In the end humans are just another lifeform, a walking, talking fleshbag full of liquid and nerves that will grow and then decay untill we break down and decompose. We have no andvantage over other lifeforms beyond our massive, overly complex brainmatter, there's no such thing as a soul or gods or afterlife or any of that stuff, that just an amalgamation of lack of understanding, hubris and fear that we've collectively crafted stories around all that stuff.

Also asparagus is the worst vegetable that exists. period.
I can agree to one of those sentences with my full heart and 100% certainty
 
"Buffalo buffalo Buffalo buffalo buffalo buffalo Buffalo buffalo Buffalo buffalo buffalo" and "Hurt people hurt people" mean the same thing
 
If their very existence is that of a murderer, I see no reason we should not still punish them for their action.

I wanted to expound on this statement. I do not argue for overkill in punishments, death for every crime or any of that nonsense.

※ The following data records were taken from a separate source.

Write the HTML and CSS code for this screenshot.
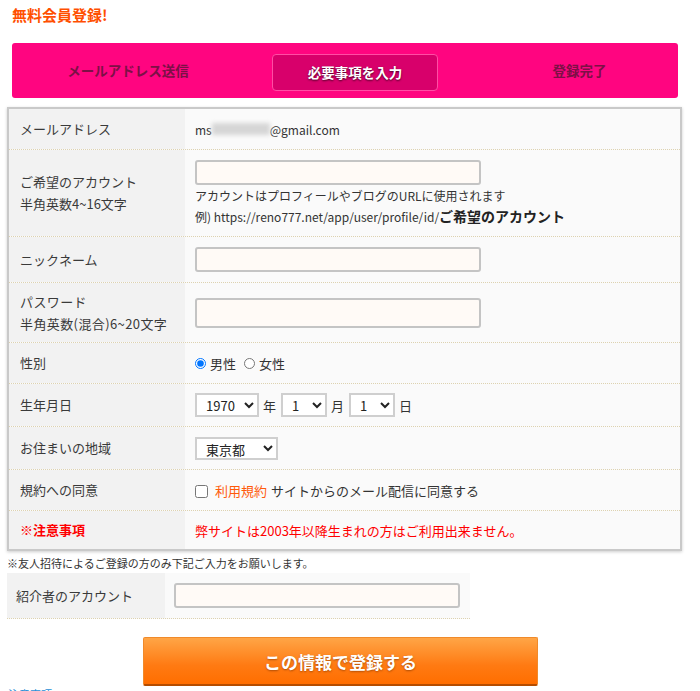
FILE: index.html
```html
<!DOCTYPE html>
<html lang="ja">
<head>
    <meta charset="UTF-8">
    <meta name="viewport" content="width=device-width, initial-scale=1.0">
    <title>無料会員登録</title>
    <link rel="stylesheet" href="styles.css">
</head>
<body>
    <h1 class="page-title">無料会員登録!</h1>

    <div class="steps">
        <div class="step">メールアドレス送信</div>
        <div class="step"><span class="step-active">必要事項を入力</span></div>
        <div class="step step-last">登録完了</div>
    </div>

    <div class="form-box">
        <div class="row row-mail">
            <div class="label">メールアドレス</div>
            <div class="value">ms<span class="blurred"></span>@gmail.com</div>
        </div>
        <div class="row row-account">
            <div class="label">ご希望のアカウント<br>半角英数4~16文字</div>
            <div class="value value-stack">
                <input type="text" class="text-input">
                <p class="hint">アカウントはプロフィールやブログのURLに使用されます</p>
                <p class="hint">例) https://reno777.net/app/user/profile/id/<span class="hint-em">ご希望のアカウント</span></p>
            </div>
        </div>
        <div class="row row-nick">
            <div class="label">ニックネーム</div>
            <div class="value"><input type="text" class="text-input"></div>
        </div>
        <div class="row row-pass">
            <div class="label">パスワード<br>半角英数(混合)6~20文字</div>
            <div class="value"><input type="password" class="text-input text-input-tall"></div>
        </div>
        <div class="row row-gender">
            <div class="label">性別</div>
            <div class="value">
                <label class="choice"><input type="radio" name="sex" checked>男性</label>
                <label class="choice"><input type="radio" name="sex">女性</label>
            </div>
        </div>
        <div class="row row-birth">
            <div class="label">生年月日</div>
            <div class="value">
                <select class="sel sel-year"><option>1970</option></select>
                <span class="unit">年</span>
                <select class="sel sel-day"><option>1</option></select>
                <span class="unit">月</span>
                <select class="sel sel-day"><option>1</option></select>
                <span class="unit">日</span>
            </div>
        </div>
        <div class="row row-area">
            <div class="label">お住まいの地域</div>
            <div class="value">
                <select class="sel sel-area"><option>東京都</option></select>
            </div>
        </div>
        <div class="row row-agree">
            <div class="label">規約への同意</div>
            <div class="value">
                <label class="agree"><input type="checkbox"> <a href="#" class="terms">利用規約</a> サイトからのメール配信に同意する</label>
            </div>
        </div>
        <div class="row row-notice">
            <div class="label label-alert">※注意事項</div>
            <div class="value value-alert">弊サイトは2003年以降生まれの方はご利用出来ません。</div>
        </div>
    </div>

    <p class="invite-note">※友人招待によるご登録の方のみ下記ご入力をお願いします。</p>

    <div class="invite-box">
        <div class="invite-label">紹介者のアカウント</div>
        <div class="invite-value"><input type="text" class="text-input"></div>
    </div>

    <button class="submit-btn">この情報で登録する</button>

    <a href="#" class="foot-link">注意事項</a>
</body>
</html>
```

FILE: styles.css
```css
* {
    box-sizing: border-box;
    margin: 0;
    padding: 0;
}

body {
    width: 700px;
    padding-top: 5px;
    font-family: "Noto Sans CJK JP", "Noto Sans", sans-serif;
    color: #333;
    background: #fff;
    overflow: hidden;
}

.page-title {
    margin-left: 12px;
    font-size: 15px;
    line-height: 20px;
    font-weight: bold;
    color: #ff4f00;
}

/* step bar */
.steps {
    display: grid;
    grid-template-columns: 226px 226px 1fr;
    align-items: start;
    width: 666px;
    height: 55px;
    margin: 18px 0 0 12px;
    padding: 11px 0 7px 3px;
    background: #ff0580;
    border-radius: 3px;
}

.step {
    height: 37px;
    line-height: 33px;
    text-align: center;
    font-size: 13.5px;
    font-weight: bold;
    color: #7c1046;
}

.step-last {
    padding-left: 14px;
}

.step-active {
    display: block;
    height: 37px;
    margin: 0 29px 0 31px;
    line-height: 34px;
    color: #fff;
    background: #d8006b;
    border: 1px solid #ff4da4;
    border-radius: 4px;
    text-shadow: 0 1px 2px rgba(0, 0, 0, 0.7);
}

/* form table */
.form-box {
    width: 675px;
    margin: 9px 0 0 7px;
    border: 2px solid #c9c9c9;
    box-shadow: 0 1px 3px rgba(0, 0, 0, 0.2);
    background: #fafafa;
}

.row {
    display: grid;
    grid-template-columns: 176px 1fr;
    height: 41px;
    border-bottom: 1px dotted #ddd2b0;
}

.row:last-child {
    border-bottom: none;
    height: 38px;
}

.row-account { height: 87px; }
.row-nick { height: 46px; }
.row-pass { height: 60px; }
.row-birth, .row-area { height: 43px; }

.label {
    display: flex;
    align-items: center;
    padding-left: 11px;
    background: #f2f2f2;
    font-size: 13px;
    line-height: 22px;
    color: #3a3a3a;
}

.row-pass .label {
    letter-spacing: 0.4px;
}

.value {
    display: flex;
    align-items: center;
    padding-left: 10px;
    font-size: 13px;
    color: #333;
}

.row-mail .value {
    font-size: 12px;
}

.blurred {
    display: inline-block;
    width: 58px;
    height: 12px;
    background: #d6d6d6;
    filter: blur(2px);
}

.value-stack {
    flex-direction: column;
    align-items: flex-start;
    justify-content: flex-start;
    padding-top: 10px;
}

.hint {
    font-size: 12px;
    line-height: 21px;
    color: #333;
}

.hint-em {
    font-size: 14px;
    font-weight: bold;
    color: #222;
}

.text-input {
    width: 286px;
    height: 25px;
    background: #fffaf6;
    border: 2px solid #c4c4c4;
    border-radius: 3px;
}

.text-input-tall {
    height: 30px;
}

.choice {
    display: flex;
    align-items: center;
    gap: 4px;
    margin-right: 8px;
}

.choice input {
    width: 11px;
    height: 11px;
    margin: 0;
}

.sel {
    height: 24px;
    padding-left: 5px;
    font-family: inherit;
    font-size: 13px;
    color: #222;
    background: #fff;
    border: 2px solid #cfcfcf;
}

.sel-year { width: 64px; }
.sel-day { width: 46px; }
.sel-area { width: 83px; height: 23px; }

.unit {
    margin: 0 5px 0 4px;
}

.agree {
    display: flex;
    align-items: center;
    gap: 4px;
}

.agree input {
    width: 13px;
    height: 13px;
    margin: 2px 3px 0 0;
}

.terms {
    color: #ff5a0a;
    text-decoration: none;
}

.label-alert {
    color: #f00;
    font-weight: bold;
}

.value-alert {
    color: #f00;
}

.invite-note {
    margin: 4px 0 0 7px;
    font-size: 11px;
    line-height: 16px;
    color: #333;
}

.invite-box {
    display: grid;
    grid-template-columns: 158px 1fr;
    width: 463px;
    height: 46px;
    margin: 2px 0 0 7px;
    border-bottom: 1px dotted #ddd2b0;
    background: #fafafa;
}

.invite-label {
    display: flex;
    align-items: center;
    padding-left: 9px;
    background: #f2f2f2;
    font-size: 13px;
    color: #3a3a3a;
}

.invite-value {
    display: flex;
    align-items: center;
    padding-left: 9px;
}

.submit-btn {
    display: block;
    width: 395px;
    height: 49px;
    margin: 18px 0 0 143px;
    font-family: inherit;
    font-size: 17px;
    font-weight: bold;
    color: #fff;
    text-shadow: 0 1px 2px rgba(120, 50, 0, 0.6);
    background: linear-gradient(#ffa546, #ff7a12 60%, #ff6e00);
    border: 1px solid #f08a2a;
    border-bottom: 2px solid #b54d00;
    border-radius: 2px;
}

.foot-link {
    display: block;
    margin: 0 0 0 8px;
    font-size: 11px;
    line-height: 16px;
    color: #2a8fd6;
    text-decoration: none;
}
```
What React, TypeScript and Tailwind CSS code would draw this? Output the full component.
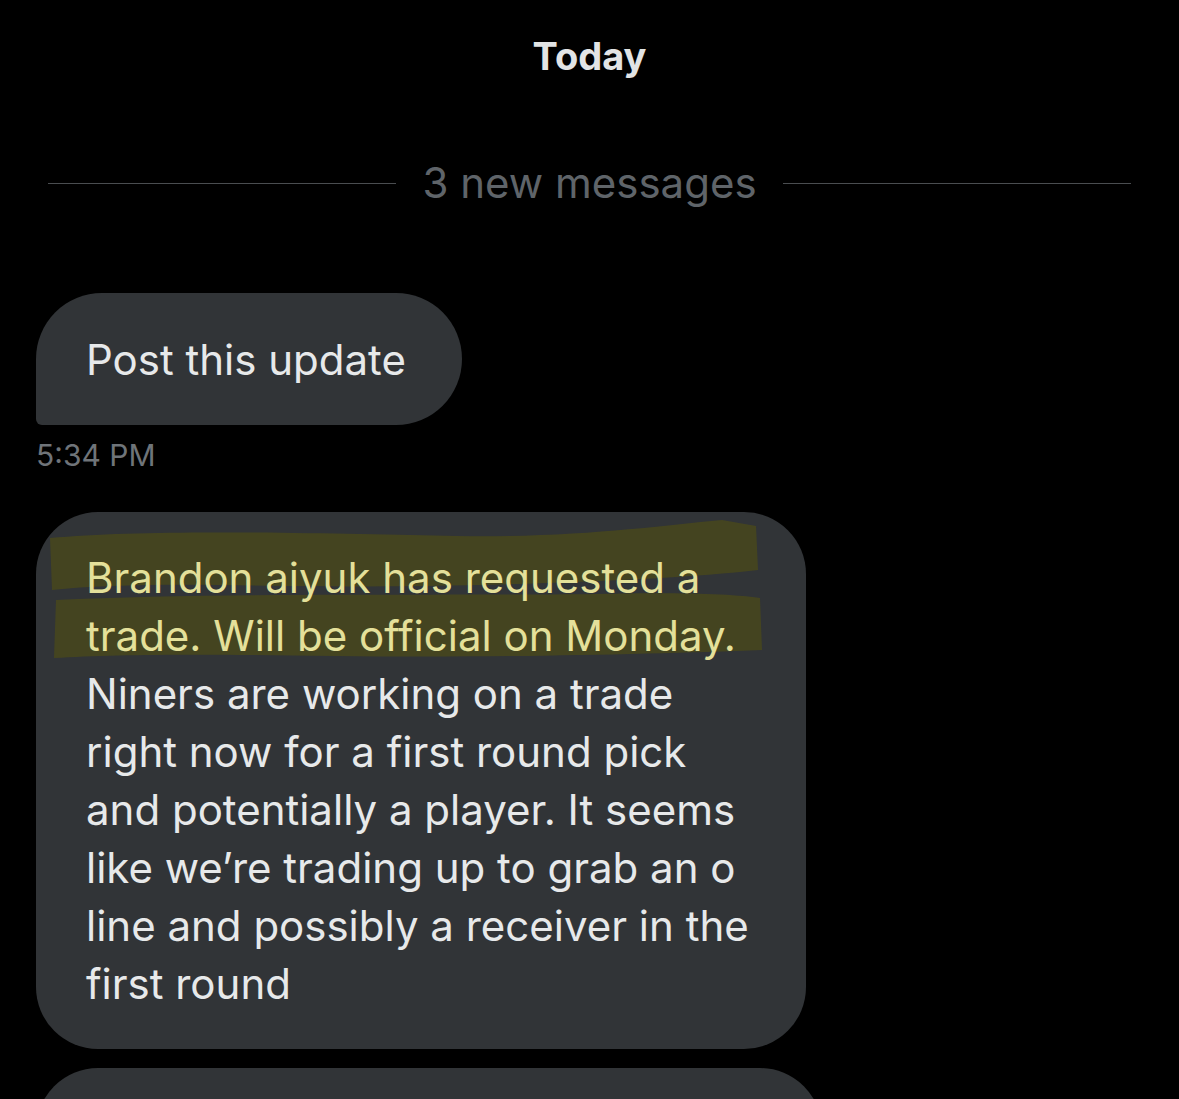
import React from "react";

const firstLines = [
  "Brandon aiyuk has requested a",
  "trade. Will be official on Monday.",
];

const restLines = [
  "Niners are working on a trade",
  "right now for a first round pick",
  "and potentially a player. It seems",
  "like we\u2019re trading up to grab an o",
  "line and possibly a receiver in the",
  "first round",
];

export default function App() {
  return (
    <div
      className="w-[1179px] h-[1099px] overflow-hidden bg-black text-[#e7e9ea]"
      style={{ fontFamily: "Inter, 'Noto Sans', sans-serif" }}
    >
      {/* Day header */}
      <div className="pt-[33px] text-center text-[38px] font-bold leading-[46px] text-[#e2e4e5]">
        Today
      </div>

      {/* New messages divider */}
      <div className="mt-[79px] flex items-center px-[48px]">
        <div className="h-px flex-1 bg-[#4a4d50]"></div>
        <span className="px-[26px] text-[42px] leading-[50px] text-[#5f6469]">
          3 new messages
        </span>
        <div className="h-px flex-1 bg-[#4a4d50]"></div>
      </div>

      <div className="px-[36px] pt-[85px]">
        {/* First message */}
        <div className="flex h-[132px] w-[426px] items-center rounded-[66px] rounded-bl-[6px] bg-[#313437] pl-[50px] text-[42px]">
          Post this update
        </div>
        <div className="mt-[12px] text-[30px] leading-[36px] text-[#6f7479]">
          5:34 PM
        </div>

        {/* Second message */}
        <div className="relative mt-[39px] w-[770px] overflow-hidden rounded-[62px] bg-[#313437] pb-[36px] pl-[50px] pt-[37px] text-[42px] leading-[58px]">
          {/* marker highlight */}
          <svg
            className="absolute left-0 top-0"
            width="770"
            height="170"
            viewBox="0 0 770 170"
          >
            <path
              d="M14 26 C120 16 300 22 420 24 C540 26 620 14 686 8 L720 14 L722 58 C620 70 400 76 250 74 C150 72 70 72 16 78 Z"
              fill="#46461f"
              opacity="0.95"
            />
            <path
              d="M20 88 C180 80 420 84 560 82 C640 80 700 82 724 86 L726 138 C620 142 460 146 300 144 C180 142 80 142 18 146 Z"
              fill="#46461f"
              opacity="0.95"
            />
          </svg>
          <div className="relative">
            {firstLines.map((l) => (
              <div key={l} className="whitespace-nowrap text-[#e4e09a]">
                {l}
              </div>
            ))}
            {restLines.map((l) => (
              <div key={l} className="whitespace-nowrap">
                {l}
              </div>
            ))}
          </div>
        </div>

        {/* Third message (cut off) */}
        <div className="mt-[19px] h-[80px] w-[786px] rounded-t-[62px] bg-[#313437]"></div>
      </div>
    </div>
  );
}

Regardless of how the universe operates, we operate on limited information. We don't get to know if the kid that stole a candy bar will be a thief or turn around an become a doctor if given a just punishment.

Our lack of foresight means we must act as if the universe is unpredictable whether it is or not, because we are ourselves limited.
 
I wonder what happens when you die, stay like a ghost or go to another place, could it be that we are surrounded by our dead relatives at every moment? . It makes me question what i do when i think about it.
Most likely nothing. Like when you go to sleep and have no memory of anything when you wake up.